We think the conclusion reached by the trial judge on this aspect of the matter is absolutely sound and we do not consider it necessary to clog the judicial machinery with incidental problems such as whether she was exercising control or whether she and her husband were at the time engaged *149 in a joint enterprise. It is not necessary to delve into these related factual situations. The correctness of the conclusion that an owner-wife is bound by the contributory negligence of a driver-husband, we think, can be resolved by a brief reference to our innumerable decisions announcing the adherence of this court to the so-called dangerous instrumentality doctrine as applied to automobiles. Beginning with Anderson v. Southern Cotton Oil Co., 73 Fla. 432, 74 So. 975, L.R.A. 1917E, 715; also Id., 80 Fla. 441, 86 So. 629, 16 A.L.R. 255, and following the long line of decisions since then, this court has consistently applied the rule of respondeat superior in recognizing the liability of an owner of an automobile for the negligent operation of his automobile by one who drives with his expressed or implied permission, knowledge or consent. It appears to us that there could be no question as to the liability of Mrs. Weber to Mr. Porco if Mr. Weber, driving his wife's automobile with her knowledge and consent, negligently injured Mr. Porco. Greene v. Miller, 102 Fla. 767, 136 So. 532. Consistently we have announced that this rule of liability rests on an application of the principle of respondeat superior. In other words, as a matter of law the relationship of principal and agent is raised out of the factual situation. When one permits another to operate his automobile under his license, he becomes as a matter of law the principal and the driver becomes his agent for the purpose.
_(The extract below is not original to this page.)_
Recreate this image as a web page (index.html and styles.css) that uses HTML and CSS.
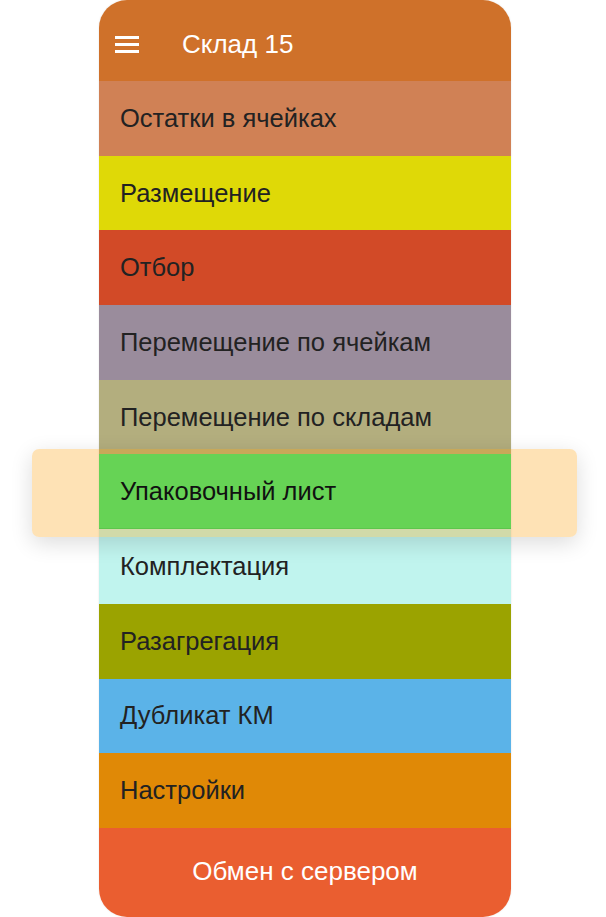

Admittedly, in some states which have refused to follow the so-called dangerous instrumentality rule in automobile cases, the negligence of a driver will not necessarily be imputed to the owner who happens to be riding in the car as a passenger. The decisions of these states are not helpful in Florida where we have for years applied, we think quite justifiably, the dangerous instrumentality rule.

To avoid any erroneous impression, we emphasize that the negligence of the husband in this situation is not being imputed to the wife merely because of the relationship of husband and wife. The wife is burdened with the husband's negligence because she owns the automobile and permits him to drive it. The same burden would be imposed upon her if her car were being driven by her Aunt Susie or Daniel, the yardman. Inasmuch as the wife, Mrs. Weber, in this instance would be liable to Mr. Porco if Mr. Weber negligently caused injury and damage, it seems to us to be a matter of simple logic that in turn if the driver of her automobile proximately contributed to her own injury and damage, she is likewise burdened with his negligence.

The judgment granting the summary judgment is, therefore, reversed and the cause is remanded for further consideration consistent herewith.

Reversed and remanded.

TERRELL, C.J., and THOMAS, ROBERTS, DREW and O'CONNELL, JJ., concur.